Confiscation    1 thanks

bobhurn | | Permalink

I was wondering whether confiscation proceedings would follow in the basis of a bank allegedly leading a criminal lifestyle.  But of course it won’t after all they went to a decent school can't penalise chaps like that.

out of the economy

Huw Williams | | Permalink

The multiplier effect which is often cited may or may not be true as the recent efforts in the UK by way of quantitative easing do not appear to have kick-started the econmomy

If the mutliplier effect is true, then it depends on what happens to the money.  If it is spent then it might have an effect.  If it is salted away in a bank account or under the mattress it cannot have an effect.

Judging by all the spy / thriller movies, the black economy money spends a lot of its life hidden in briefcases before being incinerated by the good guys!  My vote would be for clamping down on the black economy!

The whole purpose of bank secrecy

The Black Knight | | Permalink

Was so this money in briefcases could get back to the bankers ? So they could lend to banks that lent to banks that lended to businesses ?

All of this has a double edge sword? and our economy is in such a mess I would wager that the black economy is all that is keeping things going.

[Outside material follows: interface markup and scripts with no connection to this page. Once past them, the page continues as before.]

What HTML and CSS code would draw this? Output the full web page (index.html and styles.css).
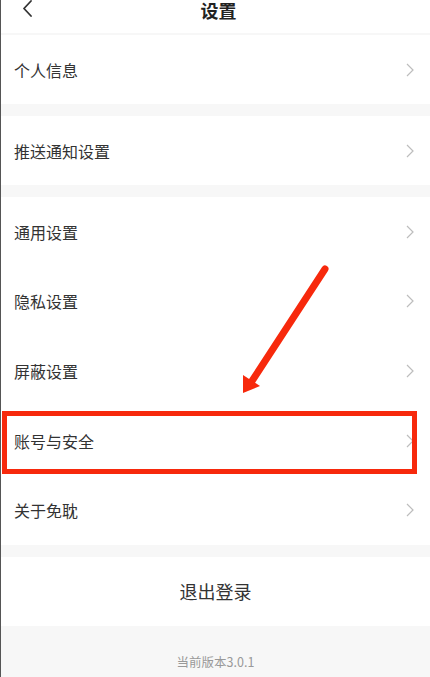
FILE: index.html
```html
<!DOCTYPE html>
<html lang="zh">
<head>
<meta charset="utf-8">
<link rel="stylesheet" href="styles.css">
</head>
<body>
<div class="page">
  <header class="header">
    <svg class="back" width="12" height="18" viewBox="0 0 12 18"><polyline points="9,1 2,8.5 9,16" fill="none" stroke="#333" stroke-width="1.8" stroke-linecap="round" stroke-linejoin="round"/></svg>
    <div class="title">设置</div>
  </header>
  <div class="gap small"></div>
  <div class="group">
    <div class="row"><span>个人信息</span><svg class="chev" width="8" height="14" viewBox="0 0 8 14"><polyline points="1,1 7,7 1,13" fill="none" stroke="#bdbdbd" stroke-width="1.2"/></svg></div>
  </div>
  <div class="gap"></div>
  <div class="group">
    <div class="row"><span>推送通知设置</span><svg class="chev" width="8" height="14" viewBox="0 0 8 14"><polyline points="1,1 7,7 1,13" fill="none" stroke="#bdbdbd" stroke-width="1.2"/></svg></div>
  </div>
  <div class="gap"></div>
  <div class="group">
    <div class="row r5"><span>通用设置</span><svg class="chev" width="8" height="14" viewBox="0 0 8 14"><polyline points="1,1 7,7 1,13" fill="none" stroke="#bdbdbd" stroke-width="1.2"/></svg></div>
    <div class="row r5"><span>隐私设置</span><svg class="chev" width="8" height="14" viewBox="0 0 8 14"><polyline points="1,1 7,7 1,13" fill="none" stroke="#bdbdbd" stroke-width="1.2"/></svg></div>
    <div class="row r5"><span>屏蔽设置</span><svg class="chev" width="8" height="14" viewBox="0 0 8 14"><polyline points="1,1 7,7 1,13" fill="none" stroke="#bdbdbd" stroke-width="1.2"/></svg></div>
    <div class="row r5"><span>账号与安全</span><svg class="chev" width="8" height="14" viewBox="0 0 8 14"><polyline points="1,1 7,7 1,13" fill="none" stroke="#bdbdbd" stroke-width="1.2"/></svg></div>
    <div class="row r5"><span>关于免耽</span><svg class="chev" width="8" height="14" viewBox="0 0 8 14"><polyline points="1,1 7,7 1,13" fill="none" stroke="#bdbdbd" stroke-width="1.2"/></svg></div>
  </div>
  <div class="gap"></div>
  <div class="logout">退出登录</div>
  <footer class="footer">当前版本3.0.1</footer>

  <div class="highlight"></div>
  <svg class="arrow" width="430" height="677" viewBox="0 0 430 677">
    <line x1="325" y1="269" x2="252" y2="381" stroke="#f7290c" stroke-width="7" stroke-linecap="round"/>
    <polygon points="243,375 243,393 260,386" fill="#f7290c"/>
  </svg>
</div>
</body>
</html>
```
FILE: styles.css
```css
* { box-sizing: border-box; }
html, body { margin: 0; padding: 0; }
body {
  width: 430px;
  height: 677px;
  overflow: hidden;
  background: #f7f7f7;
  font-family: "Noto Sans CJK SC", "Noto Sans", sans-serif;
  color: #333;
}
.page {
  position: relative;
  width: 430px;
  height: 677px;
  display: flex;
  flex-direction: column;
  border-left: 1px solid #555;
}
.header {
  height: 33px;
  background: #fff;
  display: flex;
  align-items: flex-start;
  justify-content: center;
  position: relative;
}
.back {
  position: absolute;
  left: 21px;
  top: 0;
}
.title {
  font-size: 18px;
  font-weight: bold;
  color: #222;
  line-height: 20px;
  margin-top: 0;
  margin-left: 6px;
}
.gap { height: 12px; background: #f7f7f7; }
.gap.small { height: 2px; }
.group { background: #fff; }
.row {
  height: 69px;
  display: flex;
  align-items: center;
  justify-content: space-between;
  padding: 0 16px 0 13px;
  font-size: 16px;
  color: #333;
}
.row.r5 { height: 69.6px; }
.chev { display: block; }
.logout {
  height: 69px;
  background: #fff;
  display: flex;
  align-items: center;
  justify-content: center;
  font-size: 18px;
  color: #333;
}
.footer {
  flex: 1;
  background: #f7f7f7;
  display: flex;
  align-items: flex-end;
  justify-content: center;
  padding-bottom: 6px;
  font-size: 12.5px;
  color: #999;
}
.highlight {
  position: absolute;
  left: 1px;
  top: 411px;
  width: 415px;
  height: 63px;
  border: 5px solid #f7290c;
}
.arrow {
  position: absolute;
  left: -1px;
  top: 0;
  pointer-events: none;
}
```
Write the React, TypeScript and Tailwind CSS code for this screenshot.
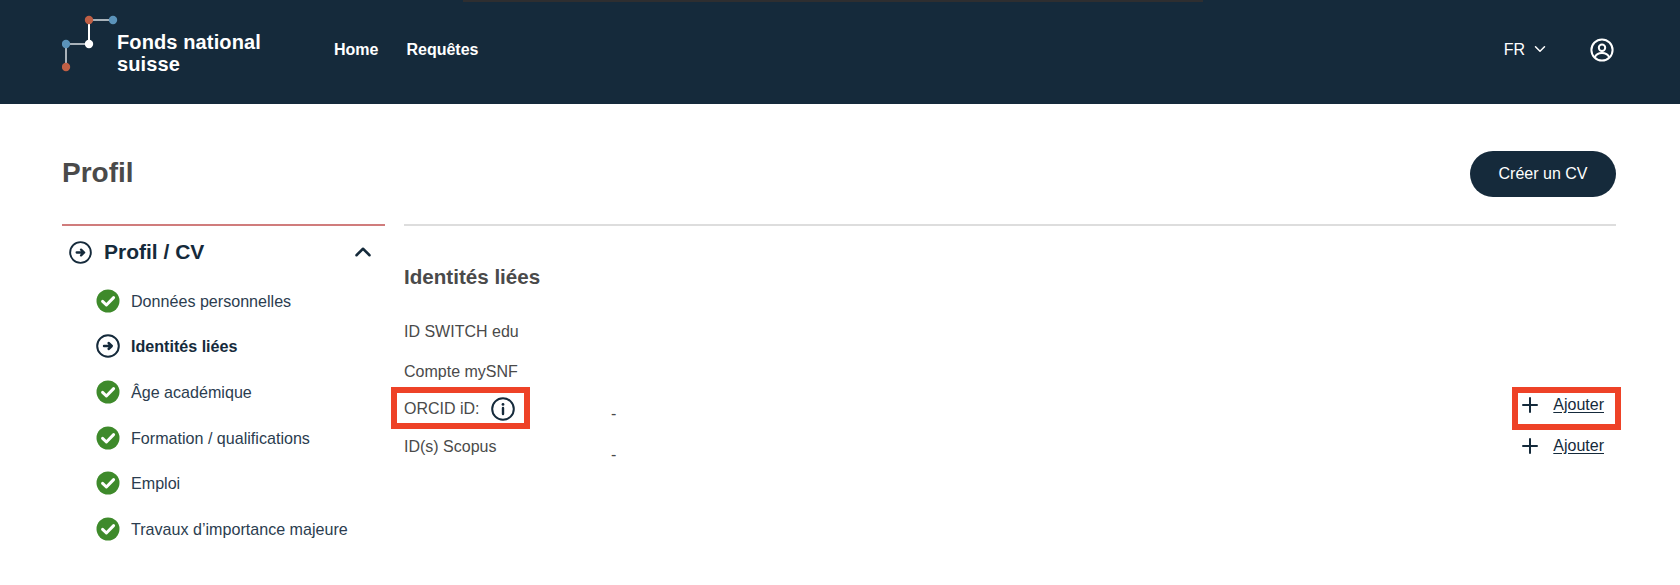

Quantitative easing? We haven't seen any effect of this, perhaps because like everything else it was just a political statement made by people who have no interest in whether things are working or not.

They just need the PR factor to con people into voting for them.

Tip of the iceberg    1 thanks

alistair_king | | Permalink

Follow the many links in this:

http://www.zerohedge.com/contributed/2012-08-01/stunning-crimes-big-banks-worse-your-wildest-imagination

Banks have been getting away with a lot for a long time. Usually they just get a fine and nobody goes to jail.

Even the bankers committing the frauds that triggered the 2008 crisis - nobody got prosecuted or went to jail - despite it all being a matter of public record in the US Congressional hearings.

Its worth repeating the story for those that think it was just an overeager appetite for risky mortage backed securities... (1) A very big seller of these securities was actively and knowingly selecting defaulting mortgages in order to be able to short them after it unloaded them onto its customers, whilst HEAVILY pressurising the ratings agencies (freezing them out of the money due to them) to give them AAA ratings. (2) Banks were reselling the same mortgage debt to multiple customers.